Storage queue size cluster.qos.worst_queue_bytes_storage_server contains the maximum size in bytes of a storage queue. Each storage server has mutations that have not yet been made durable, stored in its storage queue. If this value gets too large, it indicates a storage server is falling behind. A large storage queue will cause the ratekeeper to increase throttling. However, depending on the configuration, the ratekeeper can ignore the worst storage queue from one fault domain. Thus, ratekeeper uses cluster.qos.limiting_queue_bytes_storage_server to determine the throttling level
What does
depending on the configuration, the ratekeeper can ignore the worst storage queue from one fault domain.
mean? What is the configuration? Is it the knob MAX_MACHINES_FALLING_BEHIND? What is the configuration to tolerate more storage servers left behind?

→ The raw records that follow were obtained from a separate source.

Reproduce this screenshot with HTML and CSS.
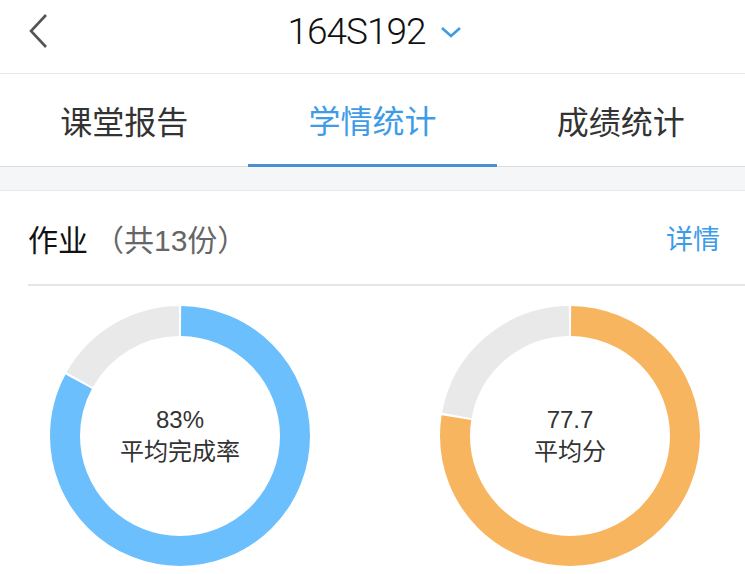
FILE: index.html
```html
<!DOCTYPE html>
<html lang="zh-CN">
<head>
  <meta charset="UTF-8" />
  <meta name="viewport" content="width=device-width, initial-scale=1" />
  <title>学情统计</title>
  <link rel="stylesheet" href="styles.css">
</head>
<body>

  <header class="topbar">
    <button class="back-btn" aria-label="返回">
      <svg width="22" height="36" viewBox="0 0 22 36">
        <polyline points="18,2 3,18 18,34" fill="none" stroke="#555" stroke-width="2.6" />
      </svg>
    </button>
    <div class="class-title">
      <span>164S192</span>
      <svg class="chevron" width="22" height="12" viewBox="0 0 22 12">
        <polyline points="2,2 11,10 20,2" fill="none" stroke="#3d9be9" stroke-width="2.6" />
      </svg>
    </div>
    <div></div>
  </header>

  <nav class="tabs">
    <a class="tab">课堂报告</a>
    <a class="tab active">学情统计</a>
    <a class="tab">成绩统计</a>
  </nav>

  <div class="spacer"></div>

  <section class="card">
    <div class="card-head">
      <span class="card-title">作业</span>
      <span class="card-count">（共13份）</span>
      <a class="card-more">详情</a>
    </div>

    <div class="charts">
      <div class="donut">
        <svg width="260" height="260" viewBox="0 0 260 260">
          <g transform="rotate(-90 130 130)">
            <circle cx="130" cy="130" r="115" fill="none" stroke="#e9e9e9" stroke-width="30"
              pathLength="100" stroke-dasharray="16.7 83.3" stroke-dashoffset="-83.15" />
            <circle cx="130" cy="130" r="115" fill="none" stroke="#6cbffd" stroke-width="30"
              pathLength="100" stroke-dasharray="82.7 17.3" stroke-dashoffset="-0.15" />
          </g>
        </svg>
        <div class="donut-label">
          <div>83%</div>
          <div>平均完成率</div>
        </div>
      </div>

      <div class="donut">
        <svg width="260" height="260" viewBox="0 0 260 260">
          <g transform="rotate(-90 130 130)">
            <circle cx="130" cy="130" r="115" fill="none" stroke="#e9e9e9" stroke-width="30"
              pathLength="100" stroke-dasharray="22 78" stroke-dashoffset="-77.85" />
            <circle cx="130" cy="130" r="115" fill="none" stroke="#f8b55f" stroke-width="30"
              pathLength="100" stroke-dasharray="77.4 22.6" stroke-dashoffset="-0.15" />
          </g>
        </svg>
        <div class="donut-label">
          <div>77.7</div>
          <div>平均分</div>
        </div>
      </div>
    </div>
  </section>

</body>
</html>
```

FILE: styles.css
```css
body {
  margin: 0;
  font-family: "Liberation Sans", "Noto Sans CJK SC", sans-serif;
  background: #fff;
  color: #333;
  overflow: hidden;
}
.topbar {
  height: 62px;
  padding-bottom: 11px;
  display: grid;
  grid-template-columns: 1fr auto 1fr;
  align-items: center;
  border-bottom: 1px solid #e6e6e6;
}
.back-btn {
  justify-self: start;
  margin-left: 28px;
  padding: 0;
  border: none;
  background: none;
  display: flex;
}
.class-title {
  display: flex;
  align-items: center;
  gap: 14px;
  font-family: Roboto, "Liberation Sans", sans-serif;
  font-weight: 300;
  font-size: 37px;
  letter-spacing: -1px;
  color: #111;
  margin-left: 4px;
}
.chevron {
  margin-top: 2px;
}
.tabs {
  height: 92px;
  display: grid;
  grid-template-columns: repeat(3, 1fr);
  border-bottom: 1px solid #dcdcdc;
}
.tab {
  display: flex;
  align-items: center;
  justify-content: center;
  font-size: 32px;
  color: #333;
}
.tab.active {
  color: #3d9be9;
  border-bottom: 3px solid #4a90d0;
  margin-bottom: -1px;
}
.spacer {
  height: 23px;
  background: #f5f6f8;
  border-bottom: 1px solid #e8e8e8;
}
.card-head {
  height: 93px;
  display: flex;
  align-items: center;
  margin-left: 28px;
  padding-right: 25px;
  border-bottom: 2px solid #e6e6e6;
}
.card-title {
  font-size: 30px;
  color: #111;
}
.card-count {
  font-size: 30px;
  color: #666;
  margin-left: 6px;
}
.card-more {
  margin-left: auto;
  font-size: 27px;
  color: #3d9be9;
}
.charts {
  display: flex;
  gap: 130px;
  padding: 20px 0 0 50px;
}
.donut {
  display: grid;
  place-items: center;
  width: 260px;
  height: 260px;
}
.donut svg,
.donut-label {
  grid-area: 1 / 1;
}
.donut-label {
  text-align: center;
  font-size: 24px;
  line-height: 32px;
  color: #333;
}
```
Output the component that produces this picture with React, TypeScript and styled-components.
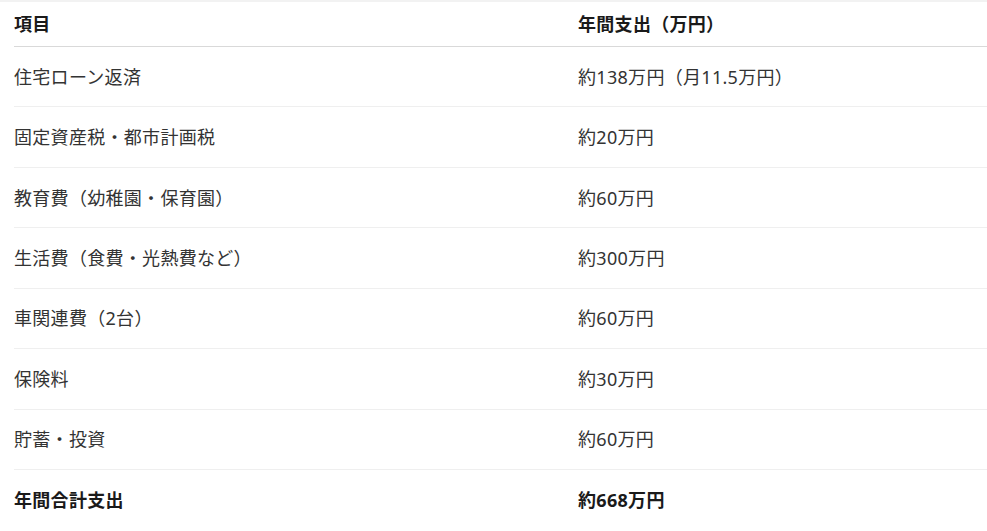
import styled, { createGlobalStyle } from "styled-components";

const GlobalStyle = createGlobalStyle`
  body {
    margin: 0;
    background: #fff;
    font-family: "Noto Sans", "Noto Sans CJK JP", sans-serif;
  }
`;

const Wrapper = styled.div`
  border-top: 2px solid #f2f2f2;
  padding: 0 0 0 14px;
  overflow: hidden;
  height: 529px;
`;

const Table = styled.div`
  width: 973px;
`;

const Row = styled.div<{ $head?: boolean; $last?: boolean }>`
  display: grid;
  grid-template-columns: 564px 1fr;
  align-items: center;
  height: ${(p) => (p.$head ? "45px" : "60.43px")};
  border-bottom: 1px solid ${(p) => (p.$head ? "#d9d9d9" : p.$last ? "transparent" : "#efefef")};
  box-sizing: border-box;
`;

const Cell = styled.div<{ $bold?: boolean }>`
  font-size: 18px;
  line-height: 24px;
  letter-spacing: 0.3px;
  color: ${(p) => (p.$bold ? "#1a1a1a" : "#333")};
  font-weight: ${(p) => (p.$bold ? 700 : 400)};
  white-space: nowrap;
`;

const rows = [
  ["住宅ローン返済", "約138万円（月11.5万円）"],
  ["固定資産税・都市計画税", "約20万円"],
  ["教育費（幼稚園・保育園）", "約60万円"],
  ["生活費（食費・光熱費など）", "約300万円"],
  ["車関連費（2台）", "約60万円"],
  ["保険料", "約30万円"],
  ["貯蓄・投資", "約60万円"],
];

function App() {
  return (
    <>
      <GlobalStyle />
      <Wrapper>
        <Table>
          <Row $head>
            <Cell $bold>項目</Cell>
            <Cell $bold>年間支出（万円）</Cell>
          </Row>
          {rows.map(([item, cost]) => (
            <Row key={item}>
              <Cell>{item}</Cell>
              <Cell>{cost}</Cell>
            </Row>
          ))}
          <Row $last>
            <Cell $bold>年間合計支出</Cell>
            <Cell $bold>約668万円</Cell>
          </Row>
        </Table>
      </Wrapper>
    </>
  );
}

export default App;
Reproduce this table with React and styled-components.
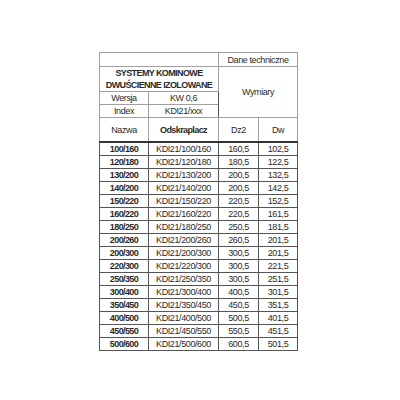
import styled, { createGlobalStyle } from "styled-components";

const GlobalStyle = createGlobalStyle`
  html, body {
    margin: 0;
    padding: 0;
    background: #ffffff;
  }
`;

const rows = [
  ["100/160", "KDI21/100/160", "160,5", "102,5"],
  ["120/180", "KDI21/120/180", "180,5", "122,5"],
  ["130/200", "KDI21/130/200", "200,5", "132,5"],
  ["140/200", "KDI21/140/200", "200,5", "142,5"],
  ["150/220", "KDI21/150/220", "220,5", "152,5"],
  ["160/220", "KDI21/160/220", "220,5", "161,5"],
  ["180/250", "KDI21/180/250", "250,5", "181,5"],
  ["200/260", "KDI21/200/260", "260,5", "201,5"],
  ["200/300", "KDI21/200/300", "300,5", "201,5"],
  ["220/300", "KDI21/220/300", "300,5", "221,5"],
  ["250/350", "KDI21/250/350", "300,5", "251,5"],
  ["300/400", "KDI21/300/400", "400,5", "301,5"],
  ["350/450", "KDI21/350/450", "450,5", "351,5"],
  ["400/500", "KDI21/400/500", "500,5", "401,5"],
  ["450/550", "KDI21/450/550", "550,5", "451,5"],
  ["500/600", "KDI21/500/600", "600,5", "501,5"],
];

export default function App() {
  return (
    <>
      <GlobalStyle />
      <Page>
        <Sheet>
          <colgroup>
            <col style={{ width: 49 }} />
            <col style={{ width: 70 }} />
            <col style={{ width: 40 }} />
            <col style={{ width: 39 }} />
          </colgroup>
          <tbody>
            <tr>
              <Cell colSpan={2} h={14} />
              <Cell colSpan={2} h={14} split>Dane techniczne</Cell>
            </tr>
            <tr>
              <Cell colSpan={2} h={24} bold>
                SYSTEMY KOMINOWE<br />DWUŚCIENNE IZOLOWANE
              </Cell>
              <Cell colSpan={2} rowSpan={3} split>Wymiary</Cell>
            </tr>
            <tr>
              <Cell h={13}>Wersja</Cell>
              <Cell h={13}>KW 0,6</Cell>
            </tr>
            <tr>
              <Cell h={13}>Index</Cell>
              <Cell h={13}>KDI21/xxx</Cell>
            </tr>
            <tr>
              <Cell h={24}>Nazwa</Cell>
              <Cell h={24} bold>Odskraplacz</Cell>
              <Cell h={24} split>Dz2</Cell>
              <Cell h={24}>Dw</Cell>
            </tr>
            {rows.map((r, i) => (
              <DataRow key={r[0]} first={i === 0}>
                <Cell h={13} bold dark>{r[0]}</Cell>
                <Cell h={13} dark>{r[1]}</Cell>
                <Cell h={13} dark split>{r[2]}</Cell>
                <Cell h={13} dark>{r[3]}</Cell>
              </DataRow>
            ))}
          </tbody>
        </Sheet>
      </Page>
    </>
  );
}

const Page = styled.div`
  width: 400px;
  height: 400px;
  box-sizing: border-box;
  padding-top: 52px;
  padding-left: 99px;
  font-family: "Liberation Sans", Arial, sans-serif;
`;

const Sheet = styled.table`
  border-collapse: collapse;
  table-layout: fixed;
  width: 198px;
  color: #2a2a2a;
  font-size: 9px;
  letter-spacing: -0.4px;
  border: 1px solid #9a9a9a;
`;

const DataRow = styled.tr`
  td {
    border-top: ${(p) => (p.first ? "2px solid #333" : "1px solid #555")};
  }
`;

const Cell = styled.td`
  height: ${(p) => (p.h ? p.h - 1 + "px" : "auto")};
  padding: 0;
  text-align: center;
  vertical-align: middle;
  white-space: nowrap;
  line-height: 12px;
  font-weight: ${(p) => (p.bold ? 700 : 400)};
  letter-spacing: ${(p) => (p.bold ? "-0.6px" : "-0.4px")};
  border: 1px solid ${(p) => (p.dark ? "#555" : "#a0a0a0")};
  border-left-color: ${(p) => (p.split ? "#555" : p.dark ? "#555" : "#a0a0a0")};
`;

Ah, “configuration” is indeed overloaded there. I believe it’s trying to mean the replication configuration.
If you ran configure single on your database, then ratekeeper can’t ignore the worst storage queue, as it’s always the only replica of some piece of data. In any other replication configuration, ratekeeper will already ignore the worst storage queues from one fault domain. There’s no additional changes needed.
If you’re running triple configuration, and one storage server falls behind in a team, then Ratekeeper won’t begin limiting. If in a different storage team, a storage server in the same zone_id starts falling behind, it too will be ignored. If in a third different storage team yet another storage server begins falling behind, but this one is in a different zone_id, then ratekeeper will begin limiting. The rule here specifically is “one zone of worst_storage_queues may be ignored” not “the worst storage server in each team may be ignored”.